Stated problem » Report only the number of lines holding "React".

Data shown »
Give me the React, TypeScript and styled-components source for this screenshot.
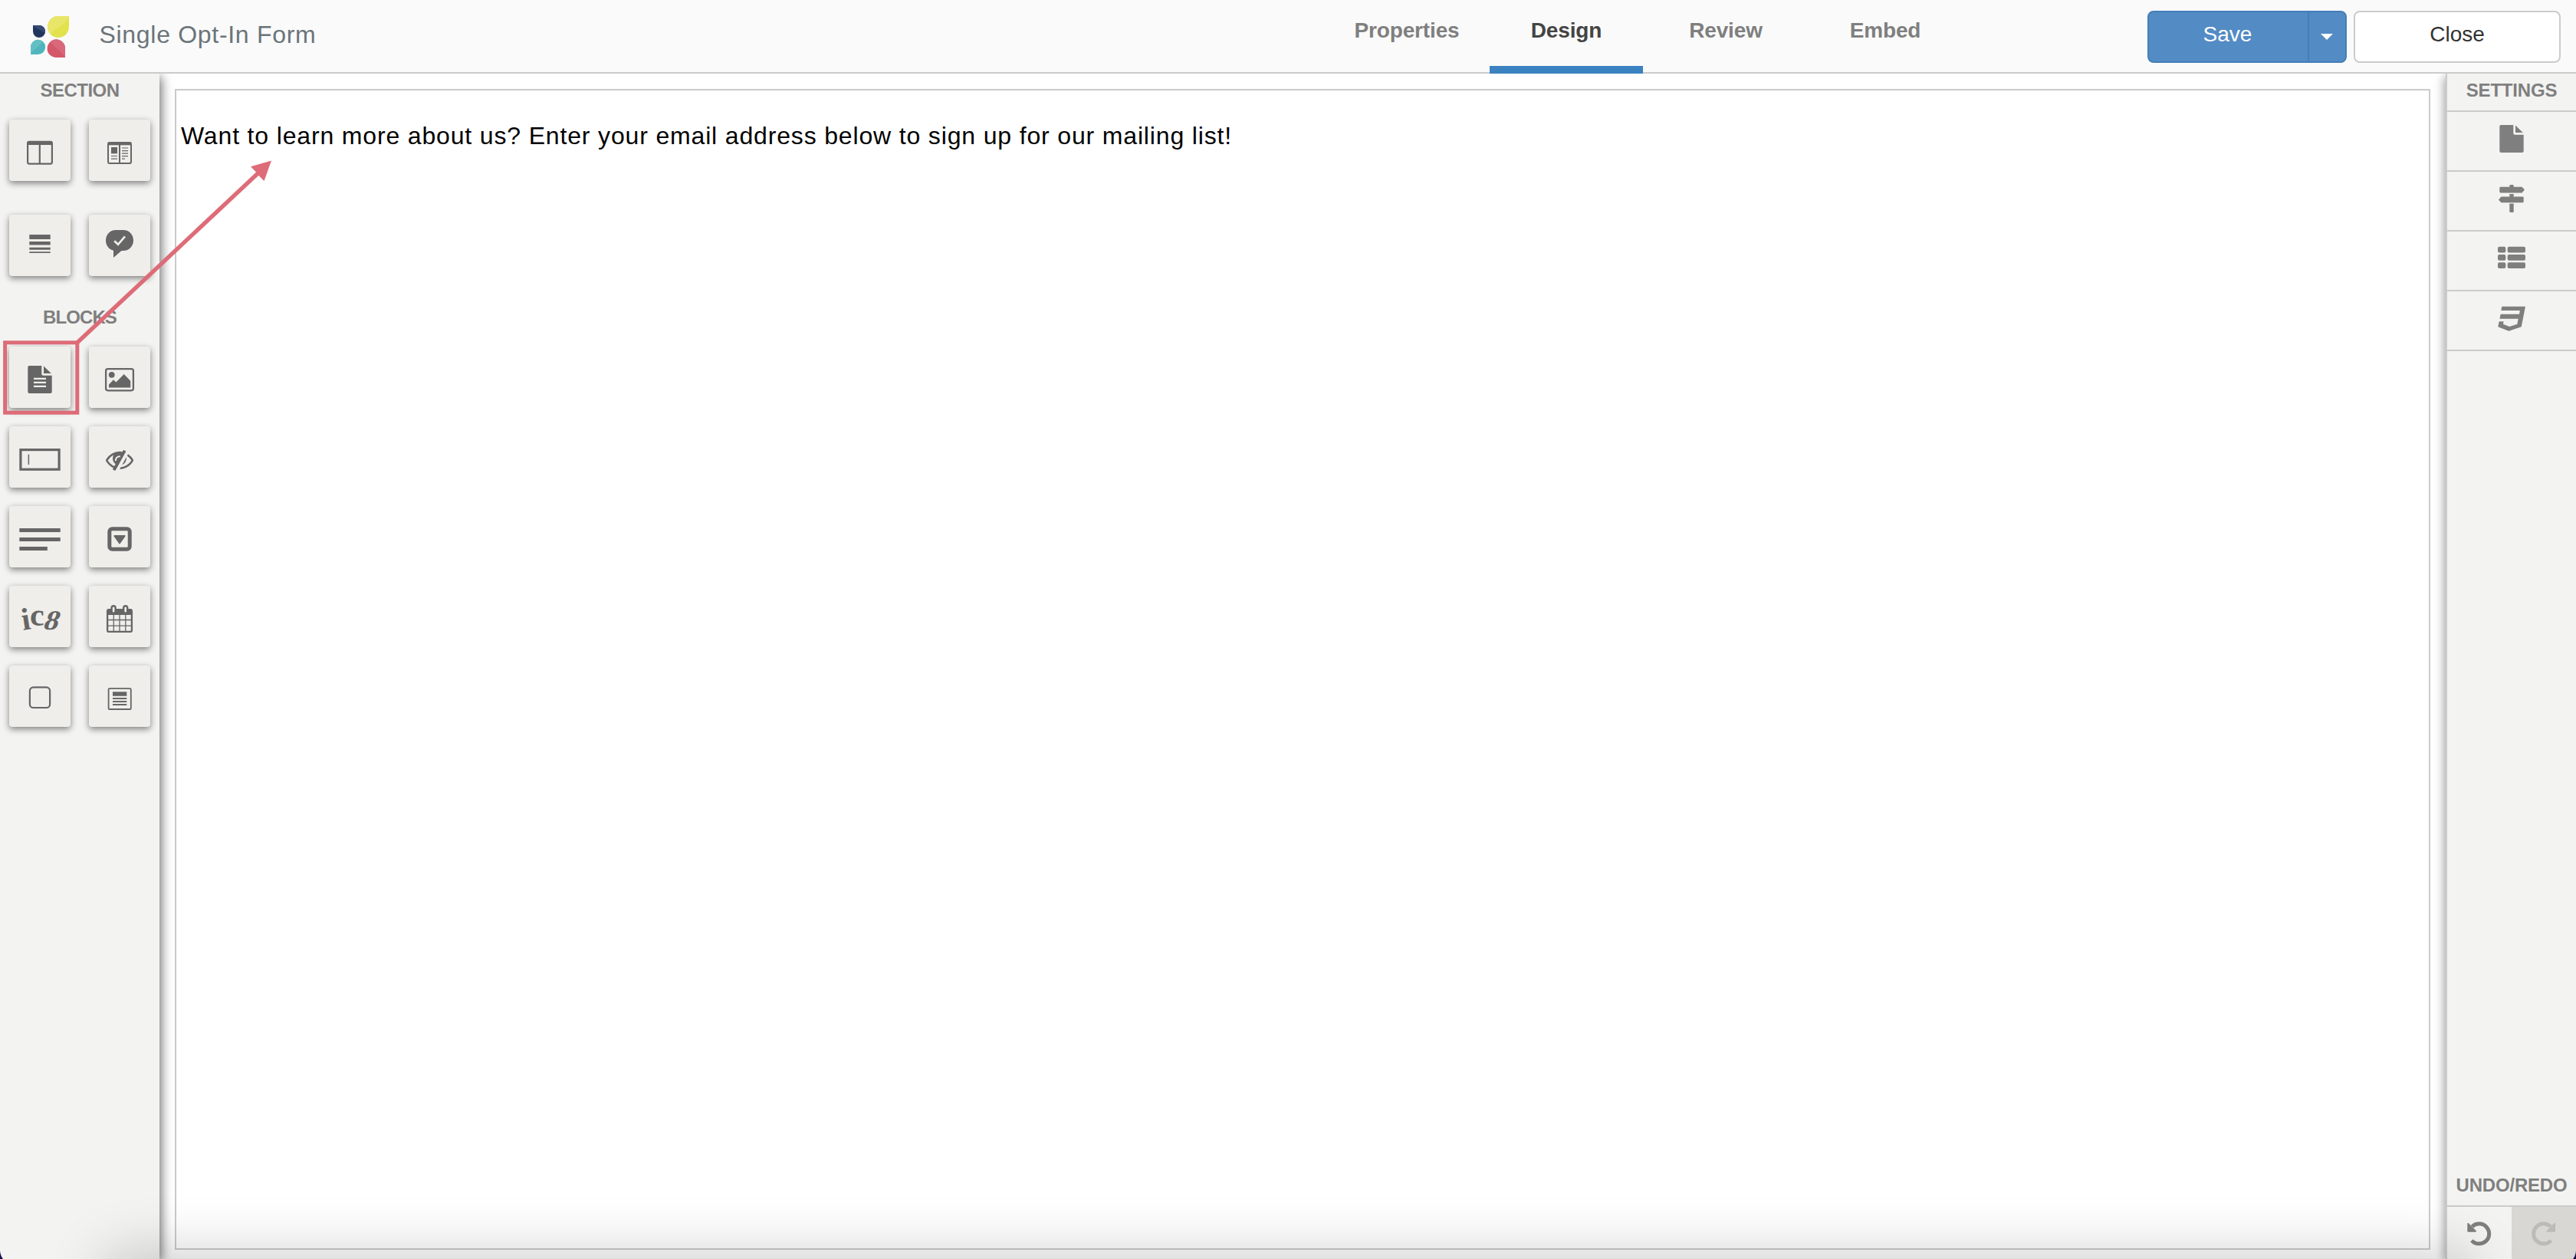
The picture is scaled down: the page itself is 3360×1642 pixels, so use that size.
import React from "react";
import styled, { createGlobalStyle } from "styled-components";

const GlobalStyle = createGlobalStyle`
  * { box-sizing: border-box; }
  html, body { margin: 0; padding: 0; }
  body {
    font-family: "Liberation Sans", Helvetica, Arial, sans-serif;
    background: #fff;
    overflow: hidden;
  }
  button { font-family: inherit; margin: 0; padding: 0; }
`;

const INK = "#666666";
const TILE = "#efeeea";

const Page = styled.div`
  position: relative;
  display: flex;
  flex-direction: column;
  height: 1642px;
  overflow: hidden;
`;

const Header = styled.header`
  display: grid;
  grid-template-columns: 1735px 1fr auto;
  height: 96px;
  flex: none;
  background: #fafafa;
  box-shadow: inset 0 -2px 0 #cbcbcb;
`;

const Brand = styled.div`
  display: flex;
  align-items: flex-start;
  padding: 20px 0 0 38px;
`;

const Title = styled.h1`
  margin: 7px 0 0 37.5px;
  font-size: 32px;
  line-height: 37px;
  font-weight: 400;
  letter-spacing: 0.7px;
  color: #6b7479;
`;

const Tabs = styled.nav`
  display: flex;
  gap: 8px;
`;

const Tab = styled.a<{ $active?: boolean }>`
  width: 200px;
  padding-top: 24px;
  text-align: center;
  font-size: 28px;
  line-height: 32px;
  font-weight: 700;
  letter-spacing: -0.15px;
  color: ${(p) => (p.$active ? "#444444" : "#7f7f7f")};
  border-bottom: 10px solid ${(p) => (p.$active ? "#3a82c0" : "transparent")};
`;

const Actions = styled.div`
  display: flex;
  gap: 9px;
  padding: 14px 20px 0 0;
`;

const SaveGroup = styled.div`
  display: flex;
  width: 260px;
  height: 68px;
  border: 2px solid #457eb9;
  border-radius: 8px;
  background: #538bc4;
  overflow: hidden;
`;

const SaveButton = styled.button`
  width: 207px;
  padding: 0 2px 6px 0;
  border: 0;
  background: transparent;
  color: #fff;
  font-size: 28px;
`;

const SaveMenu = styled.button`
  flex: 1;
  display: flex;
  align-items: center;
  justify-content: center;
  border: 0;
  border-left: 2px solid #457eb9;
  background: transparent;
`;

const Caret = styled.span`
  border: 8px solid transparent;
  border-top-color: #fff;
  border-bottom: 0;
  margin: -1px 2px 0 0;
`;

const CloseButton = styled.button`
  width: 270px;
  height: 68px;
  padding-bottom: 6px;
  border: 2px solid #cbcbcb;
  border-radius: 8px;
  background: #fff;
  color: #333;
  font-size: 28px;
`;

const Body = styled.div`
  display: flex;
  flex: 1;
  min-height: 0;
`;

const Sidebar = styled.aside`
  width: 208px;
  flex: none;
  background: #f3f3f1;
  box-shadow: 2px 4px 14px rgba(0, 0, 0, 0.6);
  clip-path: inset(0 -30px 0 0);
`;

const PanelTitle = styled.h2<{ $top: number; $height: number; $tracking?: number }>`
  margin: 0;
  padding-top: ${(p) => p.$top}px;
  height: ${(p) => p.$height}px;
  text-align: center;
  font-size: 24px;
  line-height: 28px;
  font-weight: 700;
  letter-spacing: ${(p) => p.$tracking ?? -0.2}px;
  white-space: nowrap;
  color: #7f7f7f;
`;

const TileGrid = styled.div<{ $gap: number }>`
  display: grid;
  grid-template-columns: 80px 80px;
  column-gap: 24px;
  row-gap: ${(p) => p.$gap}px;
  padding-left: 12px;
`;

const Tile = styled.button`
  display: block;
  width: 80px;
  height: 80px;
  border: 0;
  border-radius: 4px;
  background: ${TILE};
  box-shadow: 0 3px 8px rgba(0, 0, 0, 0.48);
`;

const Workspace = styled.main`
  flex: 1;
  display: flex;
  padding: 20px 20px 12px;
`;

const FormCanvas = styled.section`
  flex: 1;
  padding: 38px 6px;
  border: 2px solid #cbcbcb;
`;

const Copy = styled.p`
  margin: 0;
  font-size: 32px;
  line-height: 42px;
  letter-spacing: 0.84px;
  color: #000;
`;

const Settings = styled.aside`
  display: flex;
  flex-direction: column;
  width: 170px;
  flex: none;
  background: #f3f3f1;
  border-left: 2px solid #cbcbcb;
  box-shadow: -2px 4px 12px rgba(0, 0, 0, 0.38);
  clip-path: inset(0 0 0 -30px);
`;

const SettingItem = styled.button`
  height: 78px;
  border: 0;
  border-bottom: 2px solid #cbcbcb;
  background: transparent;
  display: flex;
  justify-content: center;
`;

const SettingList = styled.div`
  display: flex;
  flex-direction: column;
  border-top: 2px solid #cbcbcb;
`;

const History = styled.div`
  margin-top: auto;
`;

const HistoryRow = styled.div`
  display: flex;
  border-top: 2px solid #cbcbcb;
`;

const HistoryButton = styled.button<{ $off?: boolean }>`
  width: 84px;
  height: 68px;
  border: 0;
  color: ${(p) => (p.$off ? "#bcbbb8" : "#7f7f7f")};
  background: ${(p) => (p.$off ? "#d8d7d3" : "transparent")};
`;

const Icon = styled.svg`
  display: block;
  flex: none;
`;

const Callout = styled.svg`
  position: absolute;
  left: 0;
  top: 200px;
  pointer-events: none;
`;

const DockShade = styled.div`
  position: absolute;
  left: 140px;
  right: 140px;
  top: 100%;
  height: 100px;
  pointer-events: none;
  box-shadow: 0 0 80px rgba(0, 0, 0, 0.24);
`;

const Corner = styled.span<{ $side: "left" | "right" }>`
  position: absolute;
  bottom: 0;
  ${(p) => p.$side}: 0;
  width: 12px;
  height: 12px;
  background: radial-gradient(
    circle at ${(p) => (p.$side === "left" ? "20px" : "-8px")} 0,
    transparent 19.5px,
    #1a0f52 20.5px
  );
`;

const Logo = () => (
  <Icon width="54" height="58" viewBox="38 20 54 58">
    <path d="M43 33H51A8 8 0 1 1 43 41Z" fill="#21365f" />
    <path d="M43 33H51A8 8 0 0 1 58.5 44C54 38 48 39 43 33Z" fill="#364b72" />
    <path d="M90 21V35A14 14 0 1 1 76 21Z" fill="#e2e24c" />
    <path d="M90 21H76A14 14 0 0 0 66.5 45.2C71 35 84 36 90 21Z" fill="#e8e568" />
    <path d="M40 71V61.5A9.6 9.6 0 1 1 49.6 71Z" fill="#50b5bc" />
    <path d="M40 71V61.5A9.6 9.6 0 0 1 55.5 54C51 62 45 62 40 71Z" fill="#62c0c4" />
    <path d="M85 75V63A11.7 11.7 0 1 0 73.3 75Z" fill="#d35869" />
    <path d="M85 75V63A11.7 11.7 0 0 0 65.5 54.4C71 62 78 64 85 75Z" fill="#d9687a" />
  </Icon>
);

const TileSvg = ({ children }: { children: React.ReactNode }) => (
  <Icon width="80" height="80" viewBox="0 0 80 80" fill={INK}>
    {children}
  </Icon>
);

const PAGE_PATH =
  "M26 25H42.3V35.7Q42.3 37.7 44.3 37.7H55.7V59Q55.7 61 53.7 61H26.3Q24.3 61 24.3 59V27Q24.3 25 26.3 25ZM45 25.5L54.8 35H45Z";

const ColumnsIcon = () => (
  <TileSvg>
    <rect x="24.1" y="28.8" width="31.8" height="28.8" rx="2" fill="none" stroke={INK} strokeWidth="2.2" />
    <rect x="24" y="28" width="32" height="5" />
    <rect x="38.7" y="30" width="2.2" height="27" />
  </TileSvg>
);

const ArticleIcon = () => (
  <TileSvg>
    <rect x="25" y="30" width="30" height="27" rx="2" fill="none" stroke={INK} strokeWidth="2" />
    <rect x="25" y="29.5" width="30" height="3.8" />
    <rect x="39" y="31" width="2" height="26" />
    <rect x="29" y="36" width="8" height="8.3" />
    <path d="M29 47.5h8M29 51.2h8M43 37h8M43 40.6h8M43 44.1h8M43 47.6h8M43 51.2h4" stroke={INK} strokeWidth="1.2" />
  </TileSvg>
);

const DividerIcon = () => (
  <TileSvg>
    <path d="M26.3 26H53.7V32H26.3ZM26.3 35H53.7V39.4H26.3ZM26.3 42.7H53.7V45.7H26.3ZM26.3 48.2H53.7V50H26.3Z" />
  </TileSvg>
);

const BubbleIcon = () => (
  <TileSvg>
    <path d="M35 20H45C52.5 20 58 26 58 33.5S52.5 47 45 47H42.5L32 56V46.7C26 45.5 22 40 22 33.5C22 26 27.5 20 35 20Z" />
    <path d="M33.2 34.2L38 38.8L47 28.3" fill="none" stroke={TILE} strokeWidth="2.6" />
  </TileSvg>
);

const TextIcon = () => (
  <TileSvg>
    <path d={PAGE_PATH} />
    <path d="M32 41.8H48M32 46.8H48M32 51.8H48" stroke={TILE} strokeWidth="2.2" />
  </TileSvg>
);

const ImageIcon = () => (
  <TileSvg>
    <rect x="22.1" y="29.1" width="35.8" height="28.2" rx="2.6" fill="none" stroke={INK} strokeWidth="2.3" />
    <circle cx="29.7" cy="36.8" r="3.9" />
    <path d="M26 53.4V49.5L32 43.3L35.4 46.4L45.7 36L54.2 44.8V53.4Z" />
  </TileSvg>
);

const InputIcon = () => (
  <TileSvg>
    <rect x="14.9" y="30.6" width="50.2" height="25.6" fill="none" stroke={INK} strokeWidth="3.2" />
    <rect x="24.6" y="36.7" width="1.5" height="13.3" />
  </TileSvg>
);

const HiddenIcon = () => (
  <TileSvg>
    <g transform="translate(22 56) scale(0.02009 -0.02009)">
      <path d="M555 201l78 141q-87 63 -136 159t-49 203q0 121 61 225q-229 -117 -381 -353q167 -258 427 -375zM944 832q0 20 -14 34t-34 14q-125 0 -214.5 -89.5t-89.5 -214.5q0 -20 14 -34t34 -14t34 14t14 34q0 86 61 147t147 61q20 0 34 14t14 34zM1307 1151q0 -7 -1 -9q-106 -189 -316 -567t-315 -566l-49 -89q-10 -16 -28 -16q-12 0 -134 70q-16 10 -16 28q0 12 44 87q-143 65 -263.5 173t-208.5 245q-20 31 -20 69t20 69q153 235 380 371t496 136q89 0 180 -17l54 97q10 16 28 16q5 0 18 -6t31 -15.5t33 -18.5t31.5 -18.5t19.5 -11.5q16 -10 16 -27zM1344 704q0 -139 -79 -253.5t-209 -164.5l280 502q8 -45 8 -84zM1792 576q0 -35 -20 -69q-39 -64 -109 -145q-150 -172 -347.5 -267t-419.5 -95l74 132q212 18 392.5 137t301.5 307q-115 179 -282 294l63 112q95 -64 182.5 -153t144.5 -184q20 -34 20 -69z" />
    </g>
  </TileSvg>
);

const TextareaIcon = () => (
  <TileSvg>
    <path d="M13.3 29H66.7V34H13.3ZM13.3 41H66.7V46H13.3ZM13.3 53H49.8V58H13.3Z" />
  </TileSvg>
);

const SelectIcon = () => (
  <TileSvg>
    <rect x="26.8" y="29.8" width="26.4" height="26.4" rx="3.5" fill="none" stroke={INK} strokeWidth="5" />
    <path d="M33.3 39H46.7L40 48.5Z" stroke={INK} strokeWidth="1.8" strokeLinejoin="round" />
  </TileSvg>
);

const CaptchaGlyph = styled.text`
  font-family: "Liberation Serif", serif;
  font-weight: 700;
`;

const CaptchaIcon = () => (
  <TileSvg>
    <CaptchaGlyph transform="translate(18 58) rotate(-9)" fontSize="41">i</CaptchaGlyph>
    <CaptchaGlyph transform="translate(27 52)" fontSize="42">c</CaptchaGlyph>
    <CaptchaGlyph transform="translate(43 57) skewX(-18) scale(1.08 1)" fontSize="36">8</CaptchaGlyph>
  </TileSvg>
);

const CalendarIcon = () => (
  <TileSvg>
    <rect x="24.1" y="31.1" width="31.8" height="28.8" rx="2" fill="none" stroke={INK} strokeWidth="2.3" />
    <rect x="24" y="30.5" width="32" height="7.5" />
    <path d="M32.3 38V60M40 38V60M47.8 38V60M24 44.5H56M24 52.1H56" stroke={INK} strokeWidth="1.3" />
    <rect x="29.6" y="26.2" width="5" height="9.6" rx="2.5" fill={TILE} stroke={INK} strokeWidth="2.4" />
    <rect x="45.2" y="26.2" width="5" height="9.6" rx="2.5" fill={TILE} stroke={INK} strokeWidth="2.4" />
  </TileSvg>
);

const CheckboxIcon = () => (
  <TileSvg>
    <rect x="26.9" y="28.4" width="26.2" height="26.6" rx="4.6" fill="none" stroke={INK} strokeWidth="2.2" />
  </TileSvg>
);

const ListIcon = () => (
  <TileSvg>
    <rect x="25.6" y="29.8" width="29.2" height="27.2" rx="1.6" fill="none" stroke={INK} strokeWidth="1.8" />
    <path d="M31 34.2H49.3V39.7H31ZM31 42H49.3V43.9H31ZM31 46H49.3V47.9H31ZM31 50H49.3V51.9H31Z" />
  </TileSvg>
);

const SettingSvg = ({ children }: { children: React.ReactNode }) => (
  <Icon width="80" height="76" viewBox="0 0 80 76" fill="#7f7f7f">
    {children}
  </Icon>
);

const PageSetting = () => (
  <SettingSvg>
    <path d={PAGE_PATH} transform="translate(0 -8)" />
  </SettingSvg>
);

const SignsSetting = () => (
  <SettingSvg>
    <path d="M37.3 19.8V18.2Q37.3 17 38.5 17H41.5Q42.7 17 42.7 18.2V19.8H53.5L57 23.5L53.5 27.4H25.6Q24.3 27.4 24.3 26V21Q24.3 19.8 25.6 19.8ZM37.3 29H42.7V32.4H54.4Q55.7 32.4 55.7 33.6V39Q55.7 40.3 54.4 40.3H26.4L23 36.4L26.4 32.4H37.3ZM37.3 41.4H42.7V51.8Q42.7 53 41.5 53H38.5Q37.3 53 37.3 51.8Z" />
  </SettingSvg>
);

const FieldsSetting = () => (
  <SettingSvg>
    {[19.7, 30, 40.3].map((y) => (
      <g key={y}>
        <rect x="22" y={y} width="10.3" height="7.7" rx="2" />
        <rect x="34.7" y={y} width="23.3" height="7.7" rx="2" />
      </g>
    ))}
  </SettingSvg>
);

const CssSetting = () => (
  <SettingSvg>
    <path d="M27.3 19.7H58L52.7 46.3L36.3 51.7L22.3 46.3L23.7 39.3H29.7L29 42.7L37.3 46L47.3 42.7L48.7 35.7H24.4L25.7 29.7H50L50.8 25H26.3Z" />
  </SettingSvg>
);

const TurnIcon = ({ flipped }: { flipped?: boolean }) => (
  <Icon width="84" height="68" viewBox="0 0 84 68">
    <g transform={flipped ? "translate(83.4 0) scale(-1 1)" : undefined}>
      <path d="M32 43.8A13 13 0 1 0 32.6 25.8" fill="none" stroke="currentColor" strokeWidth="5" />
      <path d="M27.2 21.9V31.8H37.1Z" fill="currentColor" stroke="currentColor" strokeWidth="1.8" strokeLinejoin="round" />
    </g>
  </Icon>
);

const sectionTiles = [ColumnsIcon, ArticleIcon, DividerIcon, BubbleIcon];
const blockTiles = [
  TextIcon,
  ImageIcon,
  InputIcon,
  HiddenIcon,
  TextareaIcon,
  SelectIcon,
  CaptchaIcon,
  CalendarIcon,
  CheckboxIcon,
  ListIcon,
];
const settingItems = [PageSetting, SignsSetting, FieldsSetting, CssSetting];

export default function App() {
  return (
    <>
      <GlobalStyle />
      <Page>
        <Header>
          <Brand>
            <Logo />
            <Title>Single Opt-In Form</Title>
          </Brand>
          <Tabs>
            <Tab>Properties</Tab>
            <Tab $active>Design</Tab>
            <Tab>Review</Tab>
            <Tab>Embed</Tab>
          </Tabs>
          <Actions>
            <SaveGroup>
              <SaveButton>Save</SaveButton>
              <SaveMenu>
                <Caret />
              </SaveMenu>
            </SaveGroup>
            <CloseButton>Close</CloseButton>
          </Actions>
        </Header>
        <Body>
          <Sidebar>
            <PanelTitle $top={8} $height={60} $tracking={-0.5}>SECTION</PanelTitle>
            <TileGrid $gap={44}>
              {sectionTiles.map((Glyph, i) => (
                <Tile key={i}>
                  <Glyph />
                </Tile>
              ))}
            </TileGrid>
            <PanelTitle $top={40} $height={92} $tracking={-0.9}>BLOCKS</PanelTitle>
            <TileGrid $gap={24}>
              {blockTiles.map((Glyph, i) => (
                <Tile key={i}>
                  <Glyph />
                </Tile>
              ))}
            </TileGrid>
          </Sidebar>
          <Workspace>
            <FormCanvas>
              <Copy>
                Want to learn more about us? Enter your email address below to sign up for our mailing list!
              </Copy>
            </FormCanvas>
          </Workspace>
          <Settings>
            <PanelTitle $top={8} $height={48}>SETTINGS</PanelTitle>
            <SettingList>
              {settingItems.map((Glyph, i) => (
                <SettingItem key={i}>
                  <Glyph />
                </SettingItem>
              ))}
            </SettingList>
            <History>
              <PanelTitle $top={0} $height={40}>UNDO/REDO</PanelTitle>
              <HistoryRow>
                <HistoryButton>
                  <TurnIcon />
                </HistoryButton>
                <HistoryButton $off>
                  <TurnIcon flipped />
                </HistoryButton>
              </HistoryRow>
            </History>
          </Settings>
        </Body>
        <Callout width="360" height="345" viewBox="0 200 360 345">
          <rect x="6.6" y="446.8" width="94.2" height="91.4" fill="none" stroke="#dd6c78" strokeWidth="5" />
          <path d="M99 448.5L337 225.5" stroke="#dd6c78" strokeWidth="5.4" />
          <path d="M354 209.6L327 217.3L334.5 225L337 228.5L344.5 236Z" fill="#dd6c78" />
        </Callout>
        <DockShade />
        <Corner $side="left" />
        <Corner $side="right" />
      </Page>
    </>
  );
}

Solution for this exercise » 4